- _EXERCISE REQUIREMENTS_
Give the number of lines that include the word "screenshot", and nothing else.

>> START DATASET EXTRACT

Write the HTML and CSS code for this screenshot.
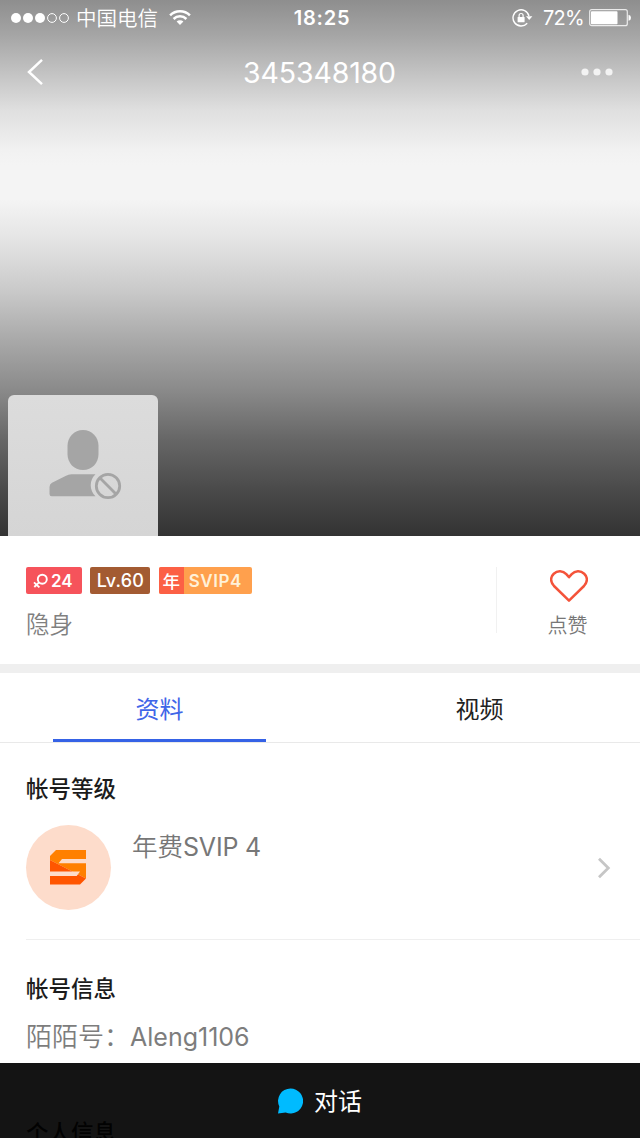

>> END DATASET EXTRACT
>> START DATASET EXTRACT

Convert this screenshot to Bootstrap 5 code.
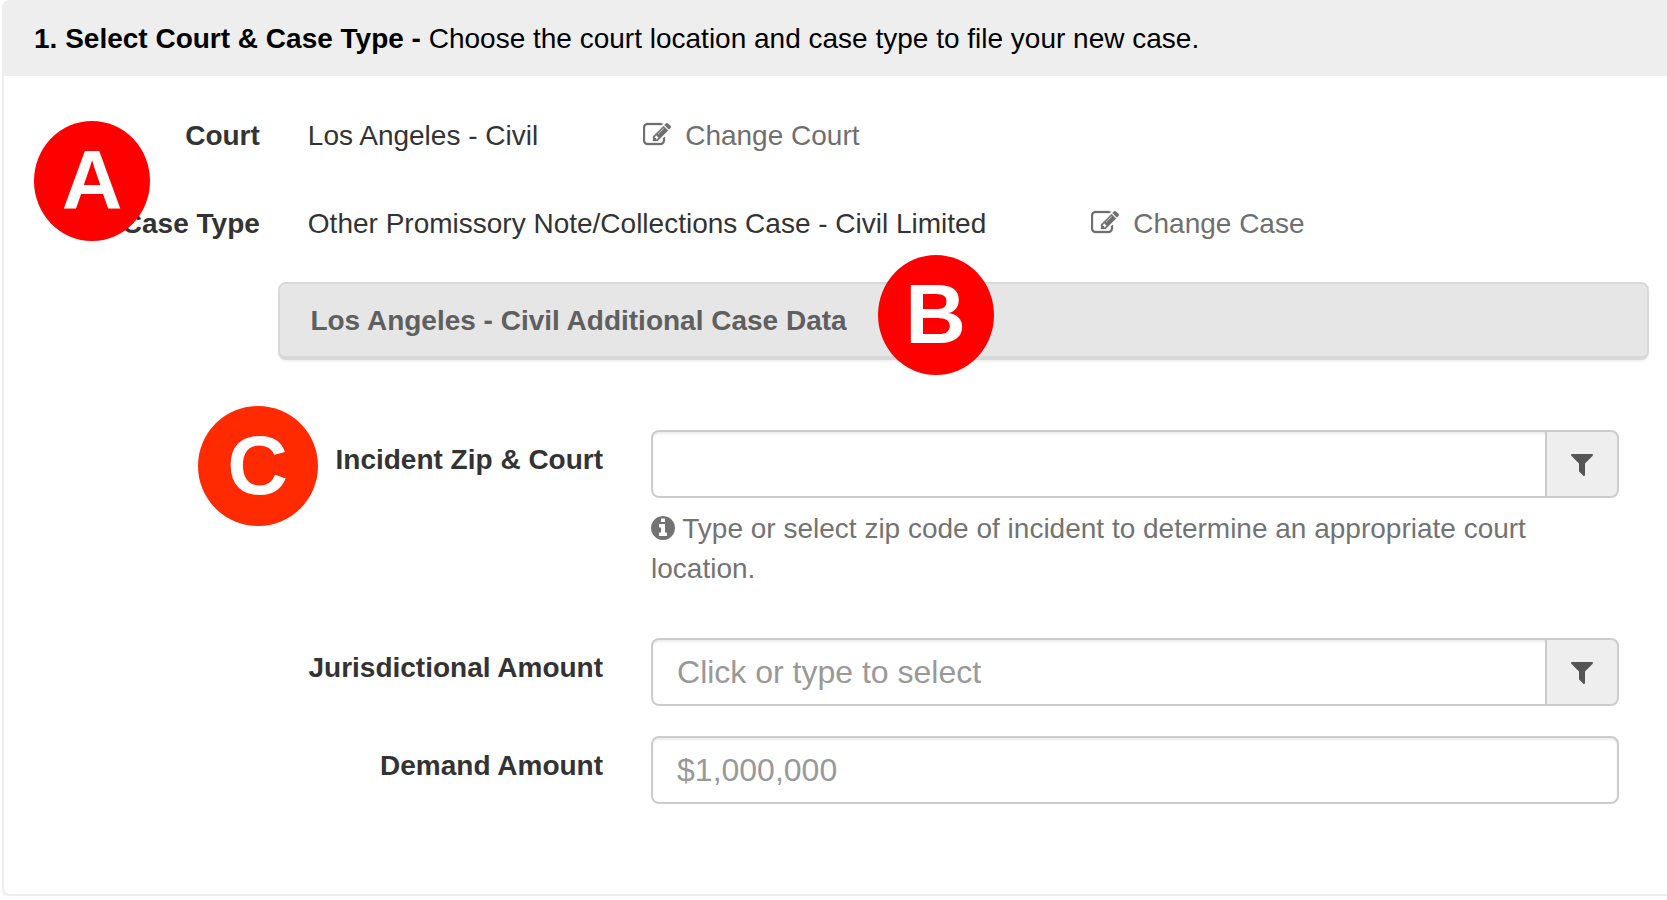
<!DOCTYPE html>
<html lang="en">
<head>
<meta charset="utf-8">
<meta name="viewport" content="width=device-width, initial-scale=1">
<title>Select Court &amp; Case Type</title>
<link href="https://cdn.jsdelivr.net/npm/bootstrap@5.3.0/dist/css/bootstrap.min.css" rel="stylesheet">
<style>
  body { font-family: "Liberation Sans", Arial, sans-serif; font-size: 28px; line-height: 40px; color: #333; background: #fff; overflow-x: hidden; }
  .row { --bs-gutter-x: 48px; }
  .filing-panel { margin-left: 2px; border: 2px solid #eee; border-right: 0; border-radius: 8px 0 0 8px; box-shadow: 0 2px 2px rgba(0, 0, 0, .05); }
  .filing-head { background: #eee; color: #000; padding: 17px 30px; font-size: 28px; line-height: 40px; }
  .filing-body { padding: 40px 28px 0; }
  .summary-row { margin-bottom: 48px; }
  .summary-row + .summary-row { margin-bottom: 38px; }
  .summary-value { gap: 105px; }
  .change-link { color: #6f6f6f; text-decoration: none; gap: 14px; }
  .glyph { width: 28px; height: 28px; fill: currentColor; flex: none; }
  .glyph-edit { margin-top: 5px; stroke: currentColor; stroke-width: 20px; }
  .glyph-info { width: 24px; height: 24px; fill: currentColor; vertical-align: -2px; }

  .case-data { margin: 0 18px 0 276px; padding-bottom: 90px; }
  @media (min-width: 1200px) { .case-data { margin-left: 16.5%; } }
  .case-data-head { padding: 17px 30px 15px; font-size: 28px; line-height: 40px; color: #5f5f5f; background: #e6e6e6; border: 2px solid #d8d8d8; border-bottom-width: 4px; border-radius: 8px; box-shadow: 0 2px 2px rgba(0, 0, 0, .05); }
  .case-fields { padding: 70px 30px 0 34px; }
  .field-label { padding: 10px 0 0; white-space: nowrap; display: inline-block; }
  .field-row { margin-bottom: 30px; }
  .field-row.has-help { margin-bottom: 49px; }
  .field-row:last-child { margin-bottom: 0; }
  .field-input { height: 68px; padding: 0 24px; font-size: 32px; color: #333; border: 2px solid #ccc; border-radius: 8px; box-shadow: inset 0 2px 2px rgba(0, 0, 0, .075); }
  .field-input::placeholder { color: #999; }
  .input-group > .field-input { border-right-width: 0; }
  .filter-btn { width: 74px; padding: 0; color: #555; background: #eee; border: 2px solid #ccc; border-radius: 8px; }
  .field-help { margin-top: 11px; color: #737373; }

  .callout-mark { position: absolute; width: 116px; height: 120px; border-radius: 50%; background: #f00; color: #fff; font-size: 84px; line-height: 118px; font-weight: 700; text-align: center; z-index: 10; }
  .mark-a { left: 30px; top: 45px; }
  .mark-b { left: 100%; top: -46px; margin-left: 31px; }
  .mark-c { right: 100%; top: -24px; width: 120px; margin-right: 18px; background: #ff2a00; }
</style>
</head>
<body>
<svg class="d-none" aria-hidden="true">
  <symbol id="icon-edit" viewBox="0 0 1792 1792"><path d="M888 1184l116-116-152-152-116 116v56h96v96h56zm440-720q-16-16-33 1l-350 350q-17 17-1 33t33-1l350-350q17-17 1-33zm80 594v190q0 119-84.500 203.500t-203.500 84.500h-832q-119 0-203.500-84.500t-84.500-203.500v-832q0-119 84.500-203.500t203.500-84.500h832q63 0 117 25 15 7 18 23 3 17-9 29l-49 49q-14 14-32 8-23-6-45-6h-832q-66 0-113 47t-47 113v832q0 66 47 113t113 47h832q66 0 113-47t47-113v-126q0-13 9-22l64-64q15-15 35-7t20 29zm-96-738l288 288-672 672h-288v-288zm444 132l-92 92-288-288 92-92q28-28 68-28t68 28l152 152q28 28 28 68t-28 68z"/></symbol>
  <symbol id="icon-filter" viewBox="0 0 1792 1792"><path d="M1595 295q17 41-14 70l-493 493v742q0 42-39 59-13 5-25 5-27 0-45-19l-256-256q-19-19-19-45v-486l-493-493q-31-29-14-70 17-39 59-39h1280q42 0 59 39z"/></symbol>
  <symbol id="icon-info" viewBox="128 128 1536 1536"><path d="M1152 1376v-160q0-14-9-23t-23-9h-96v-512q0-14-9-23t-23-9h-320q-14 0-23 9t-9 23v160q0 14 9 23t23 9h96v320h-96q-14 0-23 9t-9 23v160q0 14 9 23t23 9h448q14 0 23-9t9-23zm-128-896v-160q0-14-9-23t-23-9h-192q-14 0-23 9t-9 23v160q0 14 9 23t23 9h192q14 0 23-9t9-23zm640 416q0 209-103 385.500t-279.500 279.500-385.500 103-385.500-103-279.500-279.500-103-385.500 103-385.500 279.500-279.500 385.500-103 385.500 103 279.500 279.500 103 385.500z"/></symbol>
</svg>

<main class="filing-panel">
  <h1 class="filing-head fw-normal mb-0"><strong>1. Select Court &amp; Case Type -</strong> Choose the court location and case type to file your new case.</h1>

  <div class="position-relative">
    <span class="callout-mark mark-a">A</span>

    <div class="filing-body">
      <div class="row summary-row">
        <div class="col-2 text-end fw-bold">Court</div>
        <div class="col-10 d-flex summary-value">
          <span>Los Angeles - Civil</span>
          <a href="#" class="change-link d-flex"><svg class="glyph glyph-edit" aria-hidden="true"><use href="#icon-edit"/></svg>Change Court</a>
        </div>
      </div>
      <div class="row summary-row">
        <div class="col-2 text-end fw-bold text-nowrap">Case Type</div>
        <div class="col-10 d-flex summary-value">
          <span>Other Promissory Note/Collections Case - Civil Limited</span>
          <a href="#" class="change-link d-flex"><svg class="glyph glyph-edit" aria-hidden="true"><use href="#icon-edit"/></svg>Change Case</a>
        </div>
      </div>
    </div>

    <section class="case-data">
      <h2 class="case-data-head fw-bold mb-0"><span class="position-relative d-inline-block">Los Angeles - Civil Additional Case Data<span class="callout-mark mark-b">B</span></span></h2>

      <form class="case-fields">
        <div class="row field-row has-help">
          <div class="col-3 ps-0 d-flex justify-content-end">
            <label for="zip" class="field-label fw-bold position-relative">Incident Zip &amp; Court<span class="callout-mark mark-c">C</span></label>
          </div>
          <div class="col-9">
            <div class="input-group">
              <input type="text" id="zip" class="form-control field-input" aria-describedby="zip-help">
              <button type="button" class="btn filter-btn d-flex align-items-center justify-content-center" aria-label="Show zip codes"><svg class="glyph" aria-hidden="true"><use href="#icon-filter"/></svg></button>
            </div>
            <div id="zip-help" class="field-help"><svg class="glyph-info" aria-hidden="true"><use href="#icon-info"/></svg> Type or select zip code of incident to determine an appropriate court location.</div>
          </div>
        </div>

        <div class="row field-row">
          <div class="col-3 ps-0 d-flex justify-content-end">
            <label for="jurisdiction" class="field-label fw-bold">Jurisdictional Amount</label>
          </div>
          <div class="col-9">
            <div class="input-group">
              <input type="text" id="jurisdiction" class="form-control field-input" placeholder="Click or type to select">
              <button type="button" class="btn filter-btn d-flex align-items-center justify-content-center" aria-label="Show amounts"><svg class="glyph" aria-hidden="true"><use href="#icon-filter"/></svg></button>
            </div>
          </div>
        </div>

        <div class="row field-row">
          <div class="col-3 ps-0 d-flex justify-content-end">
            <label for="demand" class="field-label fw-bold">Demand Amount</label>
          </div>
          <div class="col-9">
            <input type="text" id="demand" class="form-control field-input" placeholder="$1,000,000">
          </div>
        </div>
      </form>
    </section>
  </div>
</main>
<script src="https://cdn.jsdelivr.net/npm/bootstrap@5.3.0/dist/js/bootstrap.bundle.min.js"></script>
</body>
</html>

>> END DATASET EXTRACT
>> START DATASET EXTRACT

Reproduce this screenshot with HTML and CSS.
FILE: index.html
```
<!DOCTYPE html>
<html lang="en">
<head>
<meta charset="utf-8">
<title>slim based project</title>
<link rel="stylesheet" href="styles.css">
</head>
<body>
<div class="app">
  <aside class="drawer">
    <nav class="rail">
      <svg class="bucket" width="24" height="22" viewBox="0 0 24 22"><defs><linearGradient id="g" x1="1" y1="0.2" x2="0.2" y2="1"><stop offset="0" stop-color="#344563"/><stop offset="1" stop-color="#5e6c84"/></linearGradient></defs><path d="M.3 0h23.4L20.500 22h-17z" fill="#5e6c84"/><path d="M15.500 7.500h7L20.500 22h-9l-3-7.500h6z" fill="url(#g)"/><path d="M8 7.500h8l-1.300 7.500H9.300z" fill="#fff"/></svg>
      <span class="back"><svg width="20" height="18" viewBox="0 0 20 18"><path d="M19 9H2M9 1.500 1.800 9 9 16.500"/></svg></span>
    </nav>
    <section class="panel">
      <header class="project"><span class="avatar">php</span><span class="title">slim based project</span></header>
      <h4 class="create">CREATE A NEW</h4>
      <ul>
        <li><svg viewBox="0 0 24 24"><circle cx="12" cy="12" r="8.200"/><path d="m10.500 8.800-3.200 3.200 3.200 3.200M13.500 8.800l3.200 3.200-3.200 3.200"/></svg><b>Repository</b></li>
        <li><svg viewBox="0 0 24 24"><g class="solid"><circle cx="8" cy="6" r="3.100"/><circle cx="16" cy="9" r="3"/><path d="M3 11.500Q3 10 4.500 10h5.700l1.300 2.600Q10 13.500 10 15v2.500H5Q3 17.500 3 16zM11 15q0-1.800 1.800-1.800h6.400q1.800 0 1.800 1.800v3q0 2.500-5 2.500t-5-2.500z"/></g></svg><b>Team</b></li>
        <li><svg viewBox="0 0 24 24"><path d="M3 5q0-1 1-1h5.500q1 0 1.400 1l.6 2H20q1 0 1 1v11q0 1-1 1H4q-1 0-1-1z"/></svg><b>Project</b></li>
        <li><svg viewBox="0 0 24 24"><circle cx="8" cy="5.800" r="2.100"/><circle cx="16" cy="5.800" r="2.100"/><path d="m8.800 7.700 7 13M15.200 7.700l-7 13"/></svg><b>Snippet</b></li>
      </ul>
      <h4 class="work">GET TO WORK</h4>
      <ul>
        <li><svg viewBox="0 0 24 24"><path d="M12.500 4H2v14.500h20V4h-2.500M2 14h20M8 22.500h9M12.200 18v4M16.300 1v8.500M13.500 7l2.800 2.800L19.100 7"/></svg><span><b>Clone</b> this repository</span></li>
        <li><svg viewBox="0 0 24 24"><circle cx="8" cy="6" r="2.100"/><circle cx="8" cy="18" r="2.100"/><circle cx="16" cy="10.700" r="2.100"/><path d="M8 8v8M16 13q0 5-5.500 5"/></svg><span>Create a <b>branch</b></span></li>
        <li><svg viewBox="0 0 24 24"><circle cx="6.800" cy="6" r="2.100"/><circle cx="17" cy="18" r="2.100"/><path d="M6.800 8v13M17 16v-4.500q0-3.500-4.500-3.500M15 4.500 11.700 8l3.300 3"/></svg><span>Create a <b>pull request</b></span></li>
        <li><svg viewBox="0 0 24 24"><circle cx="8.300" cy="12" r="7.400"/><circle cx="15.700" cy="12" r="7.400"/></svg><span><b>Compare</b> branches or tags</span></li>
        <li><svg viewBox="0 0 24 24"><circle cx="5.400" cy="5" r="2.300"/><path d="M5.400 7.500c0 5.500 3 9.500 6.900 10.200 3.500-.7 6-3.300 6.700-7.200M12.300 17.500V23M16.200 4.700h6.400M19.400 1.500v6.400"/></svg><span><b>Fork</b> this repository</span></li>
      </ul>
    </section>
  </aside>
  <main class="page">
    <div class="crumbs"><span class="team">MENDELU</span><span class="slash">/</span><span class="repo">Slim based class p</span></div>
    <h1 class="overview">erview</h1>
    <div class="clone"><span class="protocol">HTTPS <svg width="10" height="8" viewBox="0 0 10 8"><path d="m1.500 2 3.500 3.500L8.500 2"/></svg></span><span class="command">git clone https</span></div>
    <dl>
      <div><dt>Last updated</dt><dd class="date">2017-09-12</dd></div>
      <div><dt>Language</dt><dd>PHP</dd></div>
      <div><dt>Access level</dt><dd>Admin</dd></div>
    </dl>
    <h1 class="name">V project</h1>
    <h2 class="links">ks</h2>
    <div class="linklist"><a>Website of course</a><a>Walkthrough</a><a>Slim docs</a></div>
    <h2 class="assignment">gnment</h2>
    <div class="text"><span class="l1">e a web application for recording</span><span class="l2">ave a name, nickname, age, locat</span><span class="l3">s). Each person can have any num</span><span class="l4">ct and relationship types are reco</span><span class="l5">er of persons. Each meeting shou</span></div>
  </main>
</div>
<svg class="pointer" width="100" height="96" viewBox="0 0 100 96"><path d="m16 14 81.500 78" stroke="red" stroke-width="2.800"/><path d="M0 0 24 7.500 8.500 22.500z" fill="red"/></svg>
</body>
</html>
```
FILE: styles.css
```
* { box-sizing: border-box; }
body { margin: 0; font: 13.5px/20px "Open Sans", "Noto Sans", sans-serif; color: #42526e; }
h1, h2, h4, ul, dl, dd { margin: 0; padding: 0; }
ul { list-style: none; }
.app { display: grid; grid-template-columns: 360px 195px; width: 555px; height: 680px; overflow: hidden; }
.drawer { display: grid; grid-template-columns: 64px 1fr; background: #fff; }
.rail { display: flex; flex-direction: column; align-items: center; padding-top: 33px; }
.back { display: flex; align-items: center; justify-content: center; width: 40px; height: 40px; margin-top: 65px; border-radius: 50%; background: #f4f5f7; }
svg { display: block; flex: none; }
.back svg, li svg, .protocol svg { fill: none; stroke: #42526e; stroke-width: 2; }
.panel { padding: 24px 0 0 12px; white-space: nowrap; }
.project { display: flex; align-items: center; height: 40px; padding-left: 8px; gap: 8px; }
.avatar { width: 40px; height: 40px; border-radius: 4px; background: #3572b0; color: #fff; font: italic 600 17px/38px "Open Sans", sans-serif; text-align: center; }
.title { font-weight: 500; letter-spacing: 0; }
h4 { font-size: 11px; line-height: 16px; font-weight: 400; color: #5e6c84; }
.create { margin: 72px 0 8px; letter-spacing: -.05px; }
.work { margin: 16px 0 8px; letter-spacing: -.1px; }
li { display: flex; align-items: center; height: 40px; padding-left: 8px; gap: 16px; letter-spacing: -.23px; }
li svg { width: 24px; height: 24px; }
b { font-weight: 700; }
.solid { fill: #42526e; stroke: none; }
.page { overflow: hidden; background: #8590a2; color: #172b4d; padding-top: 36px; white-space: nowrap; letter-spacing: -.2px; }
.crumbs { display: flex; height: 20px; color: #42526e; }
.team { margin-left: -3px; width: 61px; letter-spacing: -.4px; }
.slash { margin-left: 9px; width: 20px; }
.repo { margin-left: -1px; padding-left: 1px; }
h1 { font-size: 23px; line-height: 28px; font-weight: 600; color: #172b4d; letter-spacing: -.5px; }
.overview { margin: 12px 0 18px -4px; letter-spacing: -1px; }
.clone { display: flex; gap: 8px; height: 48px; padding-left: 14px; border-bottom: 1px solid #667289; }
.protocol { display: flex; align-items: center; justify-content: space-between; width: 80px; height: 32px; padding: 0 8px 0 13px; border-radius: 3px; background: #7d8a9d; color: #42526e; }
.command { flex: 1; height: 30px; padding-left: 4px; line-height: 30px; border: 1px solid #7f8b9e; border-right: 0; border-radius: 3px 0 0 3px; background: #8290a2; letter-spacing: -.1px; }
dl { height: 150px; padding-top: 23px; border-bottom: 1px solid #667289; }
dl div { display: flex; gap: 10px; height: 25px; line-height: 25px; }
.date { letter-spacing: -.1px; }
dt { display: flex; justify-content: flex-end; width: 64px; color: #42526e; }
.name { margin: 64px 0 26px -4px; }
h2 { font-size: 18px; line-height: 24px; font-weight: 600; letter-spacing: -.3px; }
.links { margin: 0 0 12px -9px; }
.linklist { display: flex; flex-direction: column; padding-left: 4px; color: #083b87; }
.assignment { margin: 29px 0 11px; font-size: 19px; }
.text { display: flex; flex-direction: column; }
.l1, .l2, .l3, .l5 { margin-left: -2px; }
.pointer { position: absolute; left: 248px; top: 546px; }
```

>> END DATASET EXTRACT

- _ANSWER TO THIS TASK_
3